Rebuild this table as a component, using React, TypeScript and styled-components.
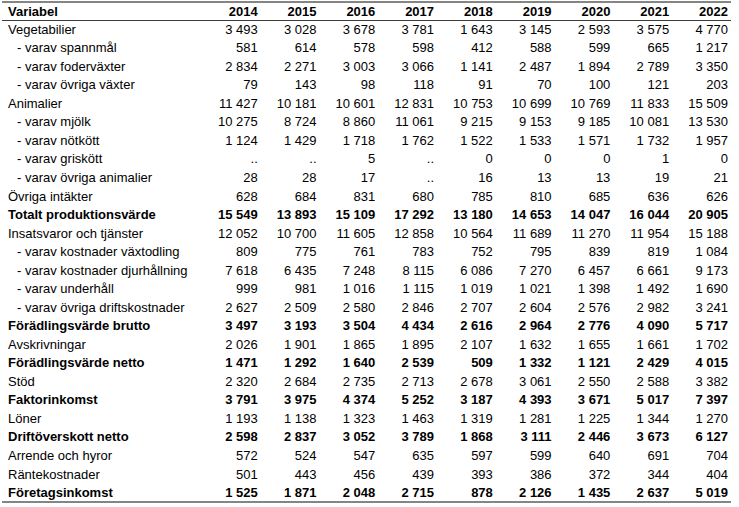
import React from 'react';
import styled, { createGlobalStyle } from 'styled-components';

const GlobalStyle = createGlobalStyle`
  html, body {
    margin: 0;
    padding: 0;
    background: #ffffff;
  }
`;

const years = ['2014', '2015', '2016', '2017', '2018', '2019', '2020', '2021', '2022'];

type Row = {
  label: string;
  values: string[];
  sub?: boolean;
  bold?: boolean;
};

const rows: Row[] = [
  { label: 'Vegetabilier', values: ['3 493', '3 028', '3 678', '3 781', '1 643', '3 145', '2 593', '3 575', '4 770'] },
  { label: '- varav spannmål', sub: true, values: ['581', '614', '578', '598', '412', '588', '599', '665', '1 217'] },
  { label: '- varav foderväxter', sub: true, values: ['2 834', '2 271', '3 003', '3 066', '1 141', '2 487', '1 894', '2 789', '3 350'] },
  { label: '- varav övriga växter', sub: true, values: ['79', '143', '98', '118', '91', '70', '100', '121', '203'] },
  { label: 'Animalier', values: ['11 427', '10 181', '10 601', '12 831', '10 753', '10 699', '10 769', '11 833', '15 509'] },
  { label: '- varav mjölk', sub: true, values: ['10 275', '8 724', '8 860', '11 061', '9 215', '9 153', '9 185', '10 081', '13 530'] },
  { label: '- varav nötkött', sub: true, values: ['1 124', '1 429', '1 718', '1 762', '1 522', '1 533', '1 571', '1 732', '1 957'] },
  { label: '- varav griskött', sub: true, values: ['..', '..', '5', '..', '0', '0', '0', '1', '0'] },
  { label: '- varav övriga animalier', sub: true, values: ['28', '28', '17', '..', '16', '13', '13', '19', '21'] },
  { label: 'Övriga intäkter', values: ['628', '684', '831', '680', '785', '810', '685', '636', '626'] },
  { label: 'Totalt produktionsvärde', bold: true, values: ['15 549', '13 893', '15 109', '17 292', '13 180', '14 653', '14 047', '16 044', '20 905'] },
  { label: 'Insatsvaror och tjänster', values: ['12 052', '10 700', '11 605', '12 858', '10 564', '11 689', '11 270', '11 954', '15 188'] },
  { label: '- varav kostnader växtodling', sub: true, values: ['809', '775', '761', '783', '752', '795', '839', '819', '1 084'] },
  { label: '- varav kostnader djurhållning', sub: true, values: ['7 618', '6 435', '7 248', '8 115', '6 086', '7 270', '6 457', '6 661', '9 173'] },
  { label: '- varav underhåll', sub: true, values: ['999', '981', '1 016', '1 115', '1 019', '1 021', '1 398', '1 492', '1 690'] },
  { label: '- varav övriga driftskostnader', sub: true, values: ['2 627', '2 509', '2 580', '2 846', '2 707', '2 604', '2 576', '2 982', '3 241'] },
  { label: 'Förädlingsvärde brutto', bold: true, values: ['3 497', '3 193', '3 504', '4 434', '2 616', '2 964', '2 776', '4 090', '5 717'] },
  { label: 'Avskrivningar', values: ['2 026', '1 901', '1 865', '1 895', '2 107', '1 632', '1 655', '1 661', '1 702'] },
  { label: 'Förädlingsvärde netto', bold: true, values: ['1 471', '1 292', '1 640', '2 539', '509', '1 332', '1 121', '2 429', '4 015'] },
  { label: 'Stöd', values: ['2 320', '2 684', '2 735', '2 713', '2 678', '3 061', '2 550', '2 588', '3 382'] },
  { label: 'Faktorinkomst', bold: true, values: ['3 791', '3 975', '4 374', '5 252', '3 187', '4 393', '3 671', '5 017', '7 397'] },
  { label: 'Löner', values: ['1 193', '1 138', '1 323', '1 463', '1 319', '1 281', '1 225', '1 344', '1 270'] },
  { label: 'Driftöverskott netto', bold: true, values: ['2 598', '2 837', '3 052', '3 789', '1 868', '3 111', '2 446', '3 673', '6 127'] },
  { label: 'Arrende och hyror', values: ['572', '524', '547', '635', '597', '599', '640', '691', '704'] },
  { label: 'Räntekostnader', values: ['501', '443', '456', '439', '393', '386', '372', '344', '404'] },
  { label: 'Företagsinkomst', bold: true, values: ['1 525', '1 871', '2 048', '2 715', '878', '2 126', '1 435', '2 637', '5 019'] },
];

const Sheet = styled.table`
  margin: 1px 0 0 2px;
  width: 729px;
  border-collapse: collapse;
  table-layout: fixed;
  border-top: 2px solid #858585;
  border-bottom: 2px solid #858585;
  font-family: 'Liberation Sans', Arial, sans-serif;
  font-size: 13px;
  color: #000000;
`;

const LabelCol = styled.col`
  width: 200px;
`;

const HeadCell = styled.th<{ $label?: boolean }>`
  height: 17px;
  padding: 0 3px 0 ${p => (p.$label ? '6px' : '0')};
  line-height: 14px;
  font-weight: 700;
  text-align: ${p => (p.$label ? 'left' : 'right')};
  vertical-align: middle;
  border-bottom: 1px solid #3c3c3c;
  white-space: nowrap;
`;

const BodyRow = styled.tr<{ $bold?: boolean }>`
  height: 18.54px;
  font-weight: ${p => (p.$bold ? 700 : 400)};
`;

const LabelCell = styled.td<{ $sub?: boolean }>`
  padding: 0 0 0 ${p => (p.$sub ? '15px' : '6px')};
  line-height: 14px;
  text-align: left;
  vertical-align: middle;
  white-space: nowrap;
`;

const NumCell = styled.td`
  padding: 0 3px 0 0;
  line-height: 14px;
  text-align: right;
  vertical-align: middle;
  white-space: nowrap;
`;

export default function App() {
  return (
    <>
      <GlobalStyle />
      <Sheet>
        <colgroup>
          <LabelCol />
          {years.map(y => (
            <col key={y} />
          ))}
        </colgroup>
        <thead>
          <tr>
            <HeadCell $label>Variabel</HeadCell>
            {years.map(y => (
              <HeadCell key={y}>{y}</HeadCell>
            ))}
          </tr>
        </thead>
        <tbody>
          {rows.map(r => (
            <BodyRow key={r.label} $bold={r.bold}>
              <LabelCell $sub={r.sub}>{r.label}</LabelCell>
              {r.values.map((v, i) => (
                <NumCell key={i}>{v}</NumCell>
              ))}
            </BodyRow>
          ))}
        </tbody>
      </Sheet>
    </>
  );
}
***
**AIM**
Collect the lines that hold "React".

**EXERCISE SOLUTION**
Rebuild this table as a component, using React, TypeScript and styled-components.
import React from 'react';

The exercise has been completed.